Short task =>
From the listing that follows, output everything exactly except the pictures.
----------
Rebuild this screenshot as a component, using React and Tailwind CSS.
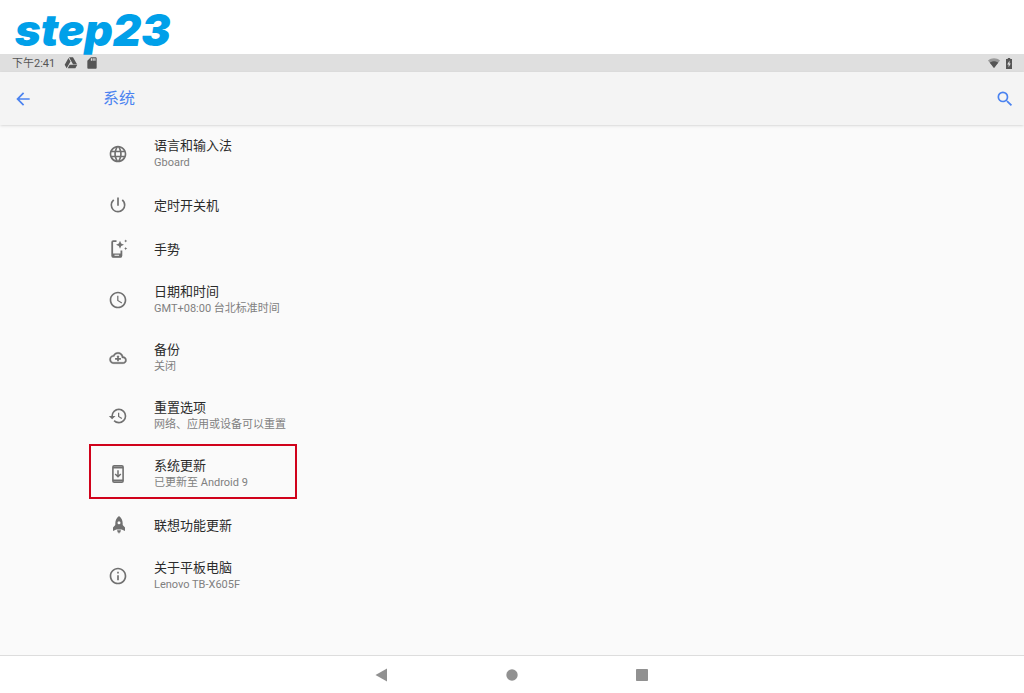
import React from 'react';
import {
  MdArrowBack,
  MdSearch,
  MdLanguage,
  MdPowerSettingsNew,
  MdAccessTime,
  MdHistory,
  MdInfoOutline,
  MdSdCard,
} from 'react-icons/md';

const GestureIcon = () => (
  <svg viewBox="0 0 20 20" className="size-5" fill="currentColor" aria-hidden="true">
    <path d="M8.500 2.200H5.200c-.6 0-1 .4-1 1v13.600c0 .6.4 1 1 1h7.200c.6 0 1-.4 1-1V11.500" fill="none" stroke="currentColor" strokeWidth="1.800" />
    <path fillRule="evenodd" d="M4 14.500h9.600v3.700H4zM6.500 15.800v1h4.600v-1z" />
    <path d="M12 1.700l1.200 2.800L16 5.700l-2.800 1.200L12 9.700l-1.200-2.800L8 5.700l2.800-1.200z" />
    <path d="M17.700.4l.5 1.100 1.100.5-1.100.5-.5 1.100-.5-1.100-1.100-.5 1.100-.5z" />
    <path d="M17.700 8l.5 1.100 1.100.5-1.100.5-.5 1.100-.5-1.100-1.100-.5 1.100-.5z" />
  </svg>
);

const BackupIcon = () => (
  <svg viewBox="-2 -2 28 28" className="size-5" fill="currentColor" aria-hidden="true">
    <path
      d="M19.350 10.040C18.670 6.590 15.640 4 12 4 9.110 4 6.600 5.640 5.350 8.040 2.340 8.360 0 10.910 0 14c0 3.310 2.690 6 6 6h13c2.760 0 5-2.240 5-5 0-2.640-2.050-4.780-4.650-4.960zM19 18H6c-2.210 0-4-1.790-4-4s1.790-4 4-4h.71C7.370 7.690 9.480 6 12 6c3.040 0 5.500 2.460 5.500 5.500v.5H19c1.660 0 3 1.340 3 3s-1.340 3-3 3z"
      stroke="currentColor"
      strokeWidth=".5"
    />
    <path d="M12 8l2.200 2.700h-1v1.400h2.900v2.200h-2.900v2.200h-2.400v-2.200H7.900v-2.200h2.900v-1.400h-1z" />
  </svg>
);

const UpdateIcon = () => (
  <svg viewBox="0 0 20 20" className="size-5" aria-hidden="true">
    <rect x="4.900" y="1.800" width="10.200" height="16.400" rx="1.300" fill="none" stroke="currentColor" strokeWidth="1.600" />
    <path d="M5 3.600h10M5 16.400h10" stroke="currentColor" strokeWidth="2" />
    <path d="M10 6.300v6M7.200 10l2.800 2.800 2.800-2.800" fill="none" stroke="currentColor" strokeWidth="1.500" />
  </svg>
);

const RocketIcon = () => (
  <svg viewBox="0 0 20 20" className="size-5" fill="currentColor" aria-hidden="true">
    <path
      fillRule="evenodd"
      d="M11 1c2.500 1.900 3.700 4.600 3.700 7.200v1.900l2.300 2.500v3.300l-3.300-1.400H8.300L5 15.900v-3.300l2.300-2.500V8.200C7.300 5.600 8.500 2.900 11 1zm0 5.200a1.500 1.500 0 100 3 1.500 1.500 0 000-3z"
    />
    <path d="M9 15.200h4l-.8 2.300h-.7l-.5 1.500-.5-1.500h-.7z" />
  </svg>
);

const DriveIcon = () => (
  <svg viewBox="0 0 24 24" className="size-[14px]" fill="currentColor" aria-hidden="true">
    <path d="M7.710 3.500L1.150 15l3.430 6 6.550-11.500zM9.730 15L6.300 21h13.120l3.430-6zM22.280 14L15.420 2H8.580l6.850 12z" />
  </svg>
);

const WifiIcon = () => (
  <svg viewBox="0 0 12 10" className="h-[10px] w-3" aria-hidden="true">
    <path d="M6 10L0 2.500C3.500-.6 8.500-.6 12 2.500z" fill="#999999" />
    <path d="M6 10L1.800 4.700c2.500-2 5.900-2 8.400 0z" fill="#555555" />
  </svg>
);

const BatteryIcon = () => (
  <svg viewBox="0 0 6 11" className="h-[11px] w-[6px]" aria-hidden="true">
    <path d="M1.800 0h2.400v1H6v10H0V1h1.800z" fill="#555555" />
    <path d="M3.500 2.500v2.900h1.300L2.600 9.300V6.500H1.200z" fill="#dfdfdf" />
  </svg>
);

const settings = [
  { icon: <MdLanguage size={20} />, title: '语言和输入法', summary: 'Gboard' },
  { icon: <MdPowerSettingsNew size={20} />, title: '定时开关机' },
  { icon: <GestureIcon />, title: '手势' },
  { icon: <MdAccessTime size={20} />, title: '日期和时间', summary: 'GMT+08:00 台北标准时间' },
  { icon: <BackupIcon />, title: '备份', summary: '关闭' },
  { icon: <MdHistory size={20} />, title: '重置选项', summary: '网络、应用或设备可以重置' },
  { icon: <UpdateIcon />, title: '系统更新', summary: '已更新至 Android 9', highlighted: true },
  { icon: <RocketIcon />, title: '联想功能更新' },
  { icon: <MdInfoOutline size={20} />, title: '关于平板电脑', summary: 'Lenovo TB-X605F' },
];

const SettingRow = ({ icon, title, summary, highlighted }) => (
  <li className="relative">
    <button
      type="button"
      className={`flex w-full items-center pl-27 text-left ${summary ? 'h-[58px]' : 'h-11'}`}
    >
      <span className="w-[46px] shrink-0 text-[#707070]">{icon}</span>
      <span>
        <span className="block text-[13px] leading-[17px] text-[#2b2b2b]">{title}</span>
        {summary && <span className="block text-[11px] leading-[17px] text-[#808080]">{summary}</span>}
      </span>
    </button>
    {highlighted && (
      <span className="pointer-events-none absolute -top-px left-[89px] h-[55px] w-52 border-2 border-[#d0021b]" />
    )}
  </li>
);

const App = () => {
  return (
    <div className="flex min-h-screen flex-col bg-[#fafafa] font-[Roboto,'Noto_Sans_CJK_SC',sans-serif]">
      <div className="h-[54px] bg-white pl-[15px]">
        <h1 className="relative z-10 font-[Inter,sans-serif] text-[44px] leading-[60px] font-black text-[#00a0e9] italic">
          step23
        </h1>
      </div>

      {/* Status bar */}
      <div className="flex h-[18px] items-center justify-between bg-[#dfdfdf] px-3 text-[#555555]">
        <div className="flex items-center gap-[7px]">
          <span className="mr-0.5 text-[11px] leading-[17px]">下午2:41</span>
          <DriveIcon />
          <MdSdCard size={14} />
        </div>
        <div className="flex items-center gap-[6px]">
          <WifiIcon />
          <BatteryIcon />
        </div>
      </div>

      {/* Toolbar */}
      <header className="flex h-[53px] items-center bg-[#f4f4f4] pr-[9px] pl-[13px] text-[#4b83f0] shadow-sm">
        <button type="button" aria-label="返回" className="w-[90px]">
          <MdArrowBack size={20} />
        </button>
        <h2 className="flex-1 text-[16px] leading-6">系统</h2>
        <button type="button" aria-label="搜索">
          <MdSearch size={20} />
        </button>
      </header>

      <main className="flex-1">
        <ul>
          {settings.map((item) => (
            <SettingRow key={item.title} {...item} />
          ))}
        </ul>
      </main>

      {/* Navigation bar */}
      <nav className="flex h-[38px] items-center justify-center gap-[110px] border-t border-[#dddddd] bg-white text-[#919191]">
        <button type="button" aria-label="后退">
          <svg viewBox="0 0 20 20" className="size-5" fill="currentColor" aria-hidden="true">
            <path d="M3.500 10L15 3.500v13z" />
          </svg>
        </button>
        <button type="button" aria-label="主屏幕">
          <svg viewBox="0 0 20 20" className="size-5" fill="currentColor" aria-hidden="true">
            <circle cx="10" cy="10" r="5.700" />
          </svg>
        </button>
        <button type="button" aria-label="最近">
          <svg viewBox="0 0 20 20" className="size-5" fill="currentColor" aria-hidden="true">
            <rect x="4" y="4" width="12" height="12" rx=".8" />
          </svg>
        </button>
      </nav>
    </div>
  );
};

export default App;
----------
Written answer =>
Rebuild this screenshot as a component, using React and Tailwind CSS.
import React from 'react';
import {
  MdArrowBack,
  MdSearch,
  MdLanguage,
  MdPowerSettingsNew,
  MdAccessTime,
  MdHistory,
  MdInfoOutline,
  MdSdCard,
} from 'react-icons/md';

const GestureIcon = () => (
  <svg viewBox="0 0 20 20" className="size-5" fill="currentColor" aria-hidden="true">
    <path d="M8.500 2.200H5.200c-.6 0-1 .4-1 1v13.600c0 .6.4 1 1 1h7.200c.6 0 1-.4 1-1V11.500" fill="none" stroke="currentColor" strokeWidth="1.800" />
    <path fillRule="evenodd" d="M4 14.500h9.600v3.700H4zM6.500 15.800v1h4.600v-1z" />
    <path d="M12 1.700l1.200 2.800L16 5.700l-2.800 1.200L12 9.700l-1.200-2.800L8 5.700l2.800-1.200z" />
    <path d="M17.700.4l.5 1.100 1.100.5-1.100.5-.5 1.100-.5-1.100-1.100-.5 1.100-.5z" />
    <path d="M17.700 8l.5 1.100 1.100.5-1.100.5-.5 1.100-.5-1.100-1.100-.5 1.100-.5z" />
  </svg>
);

const BackupIcon = () => (
  <svg viewBox="-2 -2 28 28" className="size-5" fill="currentColor" aria-hidden="true">
    <path
      d="M19.350 10.040C18.670 6.590 15.640 4 12 4 9.110 4 6.600 5.640 5.350 8.040 2.340 8.360 0 10.910 0 14c0 3.310 2.690 6 6 6h13c2.760 0 5-2.240 5-5 0-2.640-2.050-4.780-4.650-4.960zM19 18H6c-2.210 0-4-1.790-4-4s1.790-4 4-4h.71C7.370 7.690 9.480 6 12 6c3.040 0 5.500 2.460 5.500 5.500v.5H19c1.660 0 3 1.340 3 3s-1.340 3-3 3z"
      stroke="currentColor"
      strokeWidth=".5"
    />
    <path d="M12 8l2.200 2.700h-1v1.400h2.900v2.200h-2.900v2.200h-2.400v-2.200H7.900v-2.200h2.900v-1.400h-1z" />
  </svg>
);

const UpdateIcon = () => (
  <svg viewBox="0 0 20 20" className="size-5" aria-hidden="true">
    <rect x="4.900" y="1.800" width="10.200" height="16.400" rx="1.300" fill="none" stroke="currentColor" strokeWidth="1.600" />
    <path d="M5 3.600h10M5 16.400h10" stroke="currentColor" strokeWidth="2" />
    <path d="M10 6.300v6M7.200 10l2.800 2.800 2.800-2.800" fill="none" stroke="currentColor" strokeWidth="1.500" />
  </svg>
);

const RocketIcon = () => (
  <svg viewBox="0 0 20 20" className="size-5" fill="currentColor" aria-hidden="true">
    <path
      fillRule="evenodd"
      d="M11 1c2.500 1.900 3.700 4.600 3.700 7.200v1.900l2.300 2.500v3.300l-3.300-1.400H8.300L5 15.900v-3.300l2.300-2.500V8.200C7.300 5.600 8.500 2.900 11 1zm0 5.200a1.500 1.500 0 100 3 1.500 1.500 0 000-3z"
    />
    <path d="M9 15.200h4l-.8 2.300h-.7l-.5 1.500-.5-1.500h-.7z" />
  </svg>
);

const DriveIcon = () => (
  <svg viewBox="0 0 24 24" className="size-[14px]" fill="currentColor" aria-hidden="true">
    <path d="M7.710 3.500L1.150 15l3.430 6 6.550-11.500zM9.730 15L6.300 21h13.120l3.430-6zM22.280 14L15.420 2H8.580l6.850 12z" />
  </svg>
);

const WifiIcon = () => (
  <svg viewBox="0 0 12 10" className="h-[10px] w-3" aria-hidden="true">
    <path d="M6 10L0 2.500C3.500-.6 8.500-.6 12 2.500z" fill="#999999" />
    <path d="M6 10L1.800 4.700c2.500-2 5.900-2 8.400 0z" fill="#555555" />
  </svg>
);

const BatteryIcon = () => (
  <svg viewBox="0 0 6 11" className="h-[11px] w-[6px]" aria-hidden="true">
    <path d="M1.800 0h2.400v1H6v10H0V1h1.800z" fill="#555555" />
    <path d="M3.500 2.500v2.900h1.300L2.600 9.300V6.500H1.200z" fill="#dfdfdf" />
  </svg>
);

const settings = [
  { icon: <MdLanguage size={20} />, title: '语言和输入法', summary: 'Gboard' },
  { icon: <MdPowerSettingsNew size={20} />, title: '定时开关机' },
  { icon: <GestureIcon />, title: '手势' },
  { icon: <MdAccessTime size={20} />, title: '日期和时间', summary: 'GMT+08:00 台北标准时间' },
  { icon: <BackupIcon />, title: '备份', summary: '关闭' },
  { icon: <MdHistory size={20} />, title: '重置选项', summary: '网络、应用或设备可以重置' },
  { icon: <UpdateIcon />, title: '系统更新', summary: '已更新至 Android 9', highlighted: true },
  { icon: <RocketIcon />, title: '联想功能更新' },
  { icon: <MdInfoOutline size={20} />, title: '关于平板电脑', summary: 'Lenovo TB-X605F' },
];

const SettingRow = ({ icon, title, summary, highlighted }) => (
  <li className="relative">
    <button
      type="button"
      className={`flex w-full items-center pl-27 text-left ${summary ? 'h-[58px]' : 'h-11'}`}
    >
      <span className="w-[46px] shrink-0 text-[#707070]">{icon}</span>
      <span>
        <span className="block text-[13px] leading-[17px] text-[#2b2b2b]">{title}</span>
        {summary && <span className="block text-[11px] leading-[17px] text-[#808080]">{summary}</span>}
      </span>
    </button>
    {highlighted && (
      <span className="pointer-events-none absolute -top-px left-[89px] h-[55px] w-52 border-2 border-[#d0021b]" />
    )}
  </li>
);

const App = () => {
  return (
    <div className="flex min-h-screen flex-col bg-[#fafafa] font-[Roboto,'Noto_Sans_CJK_SC',sans-serif]">
      <div className="h-[54px] bg-white pl-[15px]">
        <h1 className="relative z-10 font-[Inter,sans-serif] text-[44px] leading-[60px] font-black text-[#00a0e9] italic">
          step23
        </h1>
      </div>

      {/* Status bar */}
      <div className="flex h-[18px] items-center justify-between bg-[#dfdfdf] px-3 text-[#555555]">
        <div className="flex items-center gap-[7px]">
          <span className="mr-0.5 text-[11px] leading-[17px]">下午2:41</span>
          <DriveIcon />
          <MdSdCard size={14} />
        </div>
        <div className="flex items-center gap-[6px]">
          <WifiIcon />
          <BatteryIcon />
        </div>
      </div>

      {/* Toolbar */}
      <header className="flex h-[53px] items-center bg-[#f4f4f4] pr-[9px] pl-[13px] text-[#4b83f0] shadow-sm">
        <button type="button" aria-label="返回" className="w-[90px]">
          <MdArrowBack size={20} />
        </button>
        <h2 className="flex-1 text-[16px] leading-6">系统</h2>
        <button type="button" aria-label="搜索">
          <MdSearch size={20} />
        </button>
      </header>

      <main className="flex-1">
        <ul>
          {settings.map((item) => (
            <SettingRow key={item.title} {...item} />
          ))}
        </ul>
      </main>

      {/* Navigation bar */}
      <nav className="flex h-[38px] items-center justify-center gap-[110px] border-t border-[#dddddd] bg-white text-[#919191]">
        <button type="button" aria-label="后退">
          <svg viewBox="0 0 20 20" className="size-5" fill="currentColor" aria-hidden="true">
            <path d="M3.500 10L15 3.500v13z" />
          </svg>
        </button>
        <button type="button" aria-label="主屏幕">
          <svg viewBox="0 0 20 20" className="size-5" fill="currentColor" aria-hidden="true">
            <circle cx="10" cy="10" r="5.700" />
          </svg>
        </button>
        <button type="button" aria-label="最近">
          <svg viewBox="0 0 20 20" className="size-5" fill="currentColor" aria-hidden="true">
            <rect x="4" y="4" width="12" height="12" rx=".8" />
          </svg>
        </button>
      </nav>
    </div>
  );
};

export default App;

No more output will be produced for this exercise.